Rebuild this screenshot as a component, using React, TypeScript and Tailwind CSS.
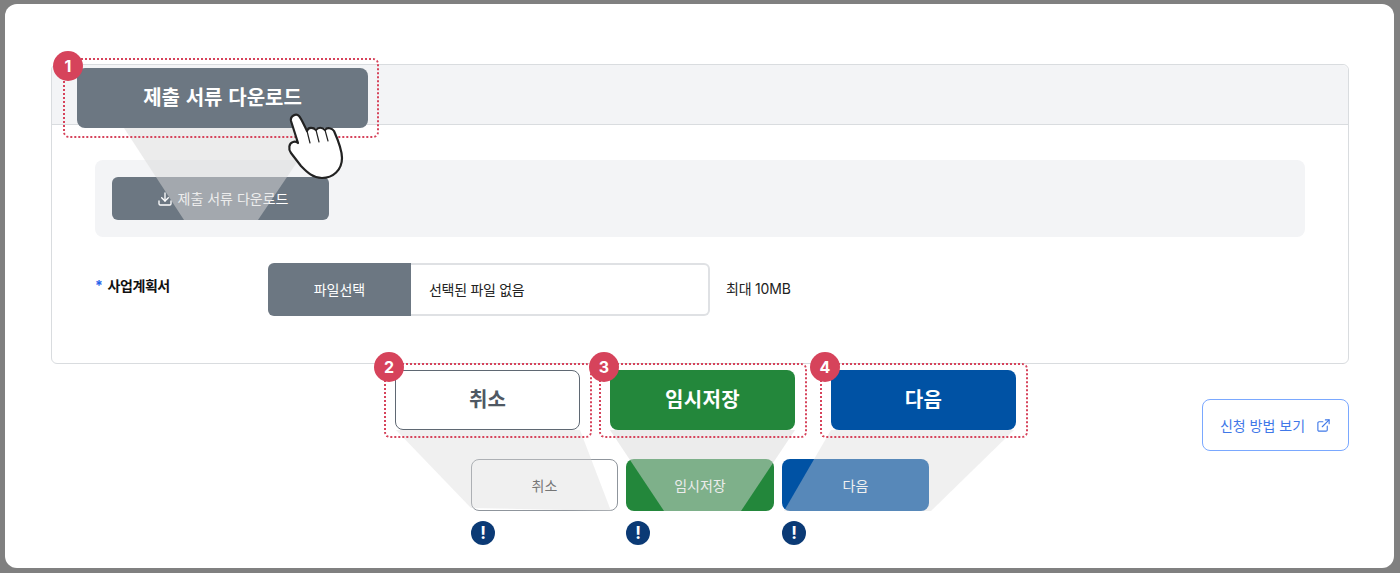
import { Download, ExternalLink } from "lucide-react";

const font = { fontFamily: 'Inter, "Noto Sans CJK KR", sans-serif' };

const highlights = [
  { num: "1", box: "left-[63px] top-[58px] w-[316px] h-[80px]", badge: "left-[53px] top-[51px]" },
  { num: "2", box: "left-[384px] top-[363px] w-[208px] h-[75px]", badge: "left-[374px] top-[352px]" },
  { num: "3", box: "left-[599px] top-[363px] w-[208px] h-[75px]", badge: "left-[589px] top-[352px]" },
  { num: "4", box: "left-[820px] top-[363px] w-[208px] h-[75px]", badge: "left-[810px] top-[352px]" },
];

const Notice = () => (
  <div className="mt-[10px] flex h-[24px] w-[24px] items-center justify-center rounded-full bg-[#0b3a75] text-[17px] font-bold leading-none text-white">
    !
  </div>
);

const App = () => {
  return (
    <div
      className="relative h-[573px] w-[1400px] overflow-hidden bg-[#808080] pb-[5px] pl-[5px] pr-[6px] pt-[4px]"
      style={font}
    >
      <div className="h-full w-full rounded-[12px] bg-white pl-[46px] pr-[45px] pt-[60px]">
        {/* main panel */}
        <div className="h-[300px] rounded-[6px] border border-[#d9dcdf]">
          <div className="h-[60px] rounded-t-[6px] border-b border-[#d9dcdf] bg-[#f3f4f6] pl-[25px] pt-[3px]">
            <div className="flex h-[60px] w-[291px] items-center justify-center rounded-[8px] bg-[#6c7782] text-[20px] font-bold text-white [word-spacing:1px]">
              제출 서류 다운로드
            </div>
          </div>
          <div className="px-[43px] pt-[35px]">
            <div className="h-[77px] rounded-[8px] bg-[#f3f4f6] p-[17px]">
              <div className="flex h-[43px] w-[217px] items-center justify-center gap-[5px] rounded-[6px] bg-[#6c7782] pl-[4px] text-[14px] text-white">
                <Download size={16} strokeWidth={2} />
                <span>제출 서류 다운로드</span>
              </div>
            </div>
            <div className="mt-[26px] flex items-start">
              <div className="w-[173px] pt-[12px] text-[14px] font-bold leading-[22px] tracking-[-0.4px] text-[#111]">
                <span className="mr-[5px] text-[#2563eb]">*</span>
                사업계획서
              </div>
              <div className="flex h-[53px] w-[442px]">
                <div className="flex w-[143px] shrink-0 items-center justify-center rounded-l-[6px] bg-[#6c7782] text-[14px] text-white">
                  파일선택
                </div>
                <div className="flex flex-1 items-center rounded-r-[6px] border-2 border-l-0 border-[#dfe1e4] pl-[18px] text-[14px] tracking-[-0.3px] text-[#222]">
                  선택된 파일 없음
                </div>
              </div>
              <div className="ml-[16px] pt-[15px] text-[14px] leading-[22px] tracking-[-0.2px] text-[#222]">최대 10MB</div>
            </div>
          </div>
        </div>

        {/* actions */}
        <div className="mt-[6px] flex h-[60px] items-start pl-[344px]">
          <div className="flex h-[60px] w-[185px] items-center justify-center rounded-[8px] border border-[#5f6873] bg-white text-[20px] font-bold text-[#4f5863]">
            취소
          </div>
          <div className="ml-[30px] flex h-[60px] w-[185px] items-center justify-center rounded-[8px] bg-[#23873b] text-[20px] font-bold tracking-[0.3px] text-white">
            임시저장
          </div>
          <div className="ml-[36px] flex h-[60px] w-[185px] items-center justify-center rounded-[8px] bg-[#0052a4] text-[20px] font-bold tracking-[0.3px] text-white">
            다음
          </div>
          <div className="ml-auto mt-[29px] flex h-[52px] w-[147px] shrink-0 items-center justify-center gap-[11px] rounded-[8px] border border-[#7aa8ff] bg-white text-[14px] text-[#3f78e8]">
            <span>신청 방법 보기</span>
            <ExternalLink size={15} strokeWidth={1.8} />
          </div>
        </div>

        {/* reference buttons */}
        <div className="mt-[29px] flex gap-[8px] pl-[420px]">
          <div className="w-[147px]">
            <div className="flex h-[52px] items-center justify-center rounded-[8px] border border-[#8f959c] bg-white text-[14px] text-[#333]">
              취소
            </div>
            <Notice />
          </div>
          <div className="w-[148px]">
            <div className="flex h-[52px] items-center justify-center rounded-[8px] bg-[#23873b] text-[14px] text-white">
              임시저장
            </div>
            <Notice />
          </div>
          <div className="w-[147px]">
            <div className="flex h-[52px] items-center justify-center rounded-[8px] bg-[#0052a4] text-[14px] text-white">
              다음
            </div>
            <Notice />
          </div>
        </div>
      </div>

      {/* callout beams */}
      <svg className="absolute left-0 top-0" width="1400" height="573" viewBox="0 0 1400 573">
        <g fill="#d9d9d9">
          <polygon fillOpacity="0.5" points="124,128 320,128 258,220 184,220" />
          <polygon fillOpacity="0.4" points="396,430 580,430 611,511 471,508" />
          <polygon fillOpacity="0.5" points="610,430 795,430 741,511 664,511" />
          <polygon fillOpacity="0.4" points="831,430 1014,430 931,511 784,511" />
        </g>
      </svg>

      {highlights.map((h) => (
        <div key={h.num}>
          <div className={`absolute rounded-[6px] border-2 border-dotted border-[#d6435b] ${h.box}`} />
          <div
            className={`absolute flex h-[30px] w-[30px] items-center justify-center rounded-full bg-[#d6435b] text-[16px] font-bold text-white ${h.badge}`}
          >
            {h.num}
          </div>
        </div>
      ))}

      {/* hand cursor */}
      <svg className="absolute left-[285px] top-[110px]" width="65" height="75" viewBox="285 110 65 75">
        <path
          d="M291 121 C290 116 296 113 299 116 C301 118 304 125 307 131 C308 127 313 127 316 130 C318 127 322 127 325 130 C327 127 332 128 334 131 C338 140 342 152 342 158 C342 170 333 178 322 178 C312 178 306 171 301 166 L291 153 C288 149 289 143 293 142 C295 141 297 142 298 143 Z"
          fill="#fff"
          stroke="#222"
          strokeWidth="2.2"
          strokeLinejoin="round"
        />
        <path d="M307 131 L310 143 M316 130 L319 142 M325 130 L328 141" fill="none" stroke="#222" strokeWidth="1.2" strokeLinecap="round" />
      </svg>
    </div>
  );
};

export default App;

--

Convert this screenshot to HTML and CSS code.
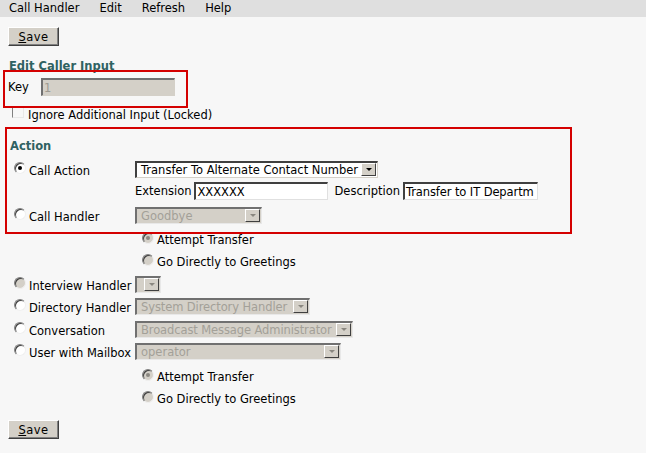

--

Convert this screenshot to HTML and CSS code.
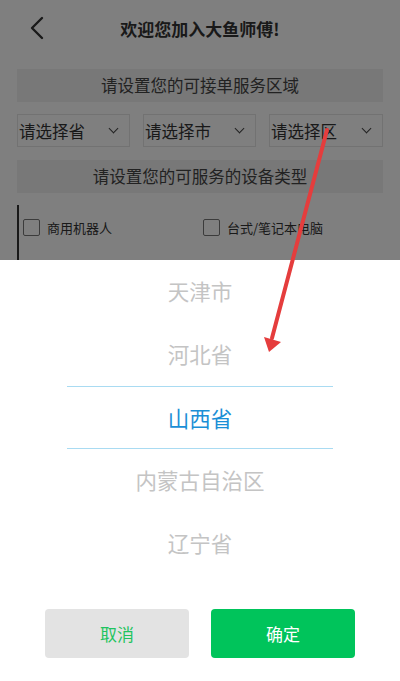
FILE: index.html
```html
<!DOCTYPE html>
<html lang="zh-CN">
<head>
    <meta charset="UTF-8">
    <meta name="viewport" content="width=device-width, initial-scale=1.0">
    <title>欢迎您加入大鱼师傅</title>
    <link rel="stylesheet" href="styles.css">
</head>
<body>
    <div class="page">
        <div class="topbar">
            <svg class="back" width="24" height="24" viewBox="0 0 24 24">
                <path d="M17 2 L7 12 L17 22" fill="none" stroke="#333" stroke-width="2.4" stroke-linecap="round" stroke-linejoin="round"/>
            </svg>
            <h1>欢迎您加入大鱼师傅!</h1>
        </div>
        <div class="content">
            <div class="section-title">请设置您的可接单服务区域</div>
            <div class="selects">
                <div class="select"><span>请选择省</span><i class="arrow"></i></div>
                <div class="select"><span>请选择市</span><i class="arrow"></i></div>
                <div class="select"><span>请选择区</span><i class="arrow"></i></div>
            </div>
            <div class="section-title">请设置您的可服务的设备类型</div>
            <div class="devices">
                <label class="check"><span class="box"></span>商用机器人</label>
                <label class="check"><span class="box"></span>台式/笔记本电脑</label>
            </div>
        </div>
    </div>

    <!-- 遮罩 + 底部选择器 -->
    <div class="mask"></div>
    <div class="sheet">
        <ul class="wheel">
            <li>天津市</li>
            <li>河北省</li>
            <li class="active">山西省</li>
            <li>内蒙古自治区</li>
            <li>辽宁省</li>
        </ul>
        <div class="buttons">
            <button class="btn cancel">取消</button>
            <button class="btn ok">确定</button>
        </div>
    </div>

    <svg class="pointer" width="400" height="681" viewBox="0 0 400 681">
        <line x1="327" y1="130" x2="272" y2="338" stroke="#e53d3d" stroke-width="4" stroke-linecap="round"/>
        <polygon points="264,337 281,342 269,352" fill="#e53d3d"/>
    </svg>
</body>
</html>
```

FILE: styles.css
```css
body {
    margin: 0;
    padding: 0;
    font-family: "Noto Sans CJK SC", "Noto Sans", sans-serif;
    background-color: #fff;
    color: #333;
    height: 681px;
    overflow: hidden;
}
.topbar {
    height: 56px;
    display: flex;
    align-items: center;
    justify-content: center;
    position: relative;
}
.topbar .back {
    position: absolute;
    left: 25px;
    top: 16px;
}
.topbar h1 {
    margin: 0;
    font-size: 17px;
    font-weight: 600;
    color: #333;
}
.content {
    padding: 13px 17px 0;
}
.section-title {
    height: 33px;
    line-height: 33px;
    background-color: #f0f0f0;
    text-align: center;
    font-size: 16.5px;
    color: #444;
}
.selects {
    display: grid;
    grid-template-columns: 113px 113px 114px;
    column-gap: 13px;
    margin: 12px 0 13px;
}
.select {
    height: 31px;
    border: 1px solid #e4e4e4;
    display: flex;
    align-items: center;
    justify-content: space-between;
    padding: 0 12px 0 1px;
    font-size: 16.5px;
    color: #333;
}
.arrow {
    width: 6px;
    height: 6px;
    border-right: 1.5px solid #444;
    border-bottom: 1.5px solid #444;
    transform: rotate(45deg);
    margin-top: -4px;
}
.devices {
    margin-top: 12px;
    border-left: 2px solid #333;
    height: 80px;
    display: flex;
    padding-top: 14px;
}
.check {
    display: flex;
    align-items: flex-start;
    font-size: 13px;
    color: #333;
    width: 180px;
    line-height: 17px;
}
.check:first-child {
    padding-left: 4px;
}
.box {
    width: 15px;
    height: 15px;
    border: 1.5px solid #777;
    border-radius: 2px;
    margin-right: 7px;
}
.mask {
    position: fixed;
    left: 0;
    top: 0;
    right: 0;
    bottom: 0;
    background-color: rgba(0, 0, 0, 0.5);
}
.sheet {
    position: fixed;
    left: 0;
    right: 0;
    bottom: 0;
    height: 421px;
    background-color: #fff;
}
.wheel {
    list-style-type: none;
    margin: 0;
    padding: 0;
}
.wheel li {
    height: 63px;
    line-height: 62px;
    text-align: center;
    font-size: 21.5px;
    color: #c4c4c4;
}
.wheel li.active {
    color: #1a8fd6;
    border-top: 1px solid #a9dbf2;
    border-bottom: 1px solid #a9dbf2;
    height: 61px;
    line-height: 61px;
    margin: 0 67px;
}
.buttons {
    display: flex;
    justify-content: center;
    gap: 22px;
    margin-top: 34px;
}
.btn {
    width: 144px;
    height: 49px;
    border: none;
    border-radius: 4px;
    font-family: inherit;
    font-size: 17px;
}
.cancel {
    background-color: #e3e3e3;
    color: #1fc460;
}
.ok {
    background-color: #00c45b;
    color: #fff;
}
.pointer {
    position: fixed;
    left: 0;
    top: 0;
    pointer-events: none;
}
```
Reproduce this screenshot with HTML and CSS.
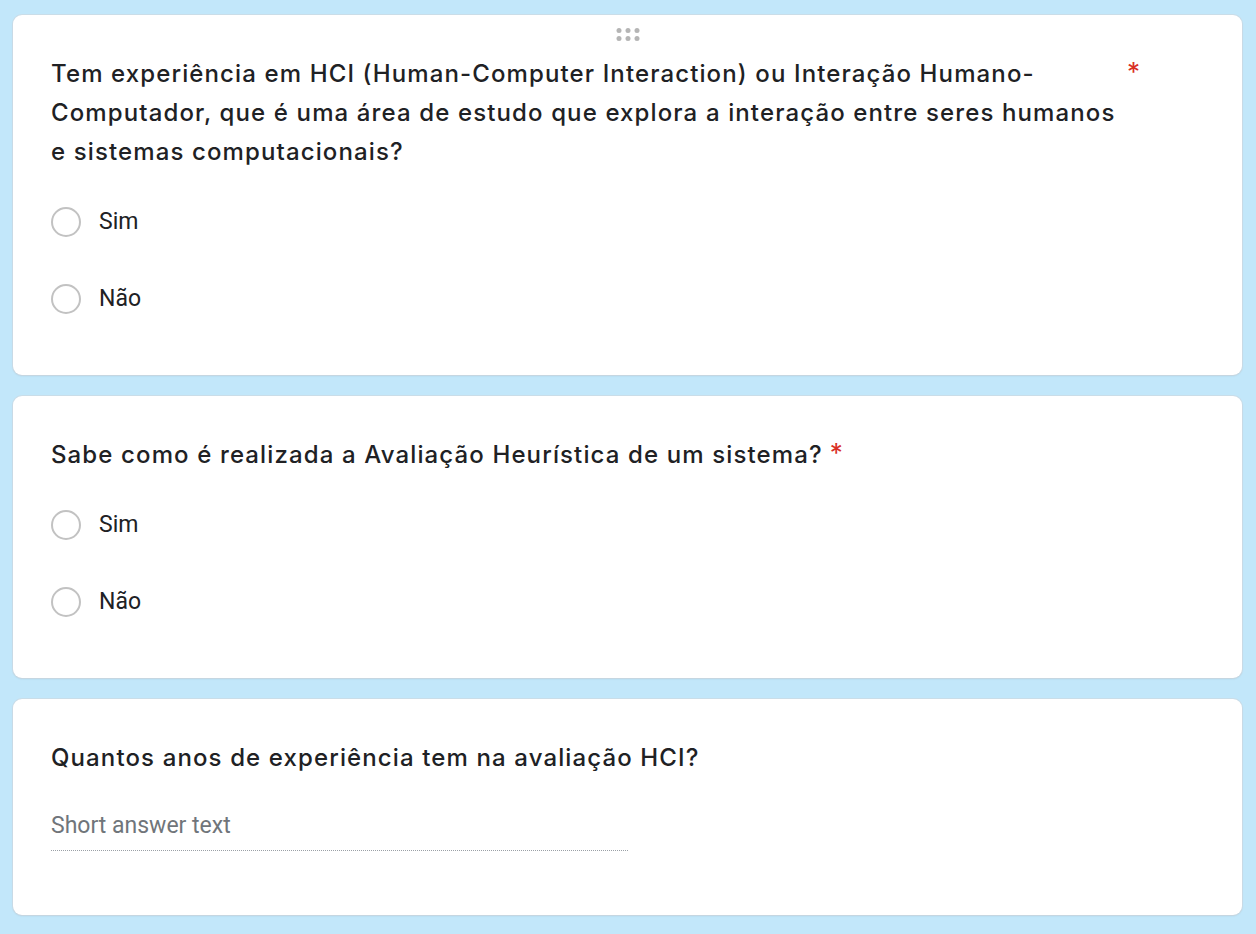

# WHAT THE TASK REQUIRES
Show the lines where the word "screenshot" appears in the entries.

# WRITTEN ANSWER
Rebuild this screenshot as a component, using React, TypeScript and Tailwind CSS.
Convert this screenshot to HTML and CSS code.
Convert this screenshot to HTML and CSS code.
Reproduce this screenshot with HTML and CSS.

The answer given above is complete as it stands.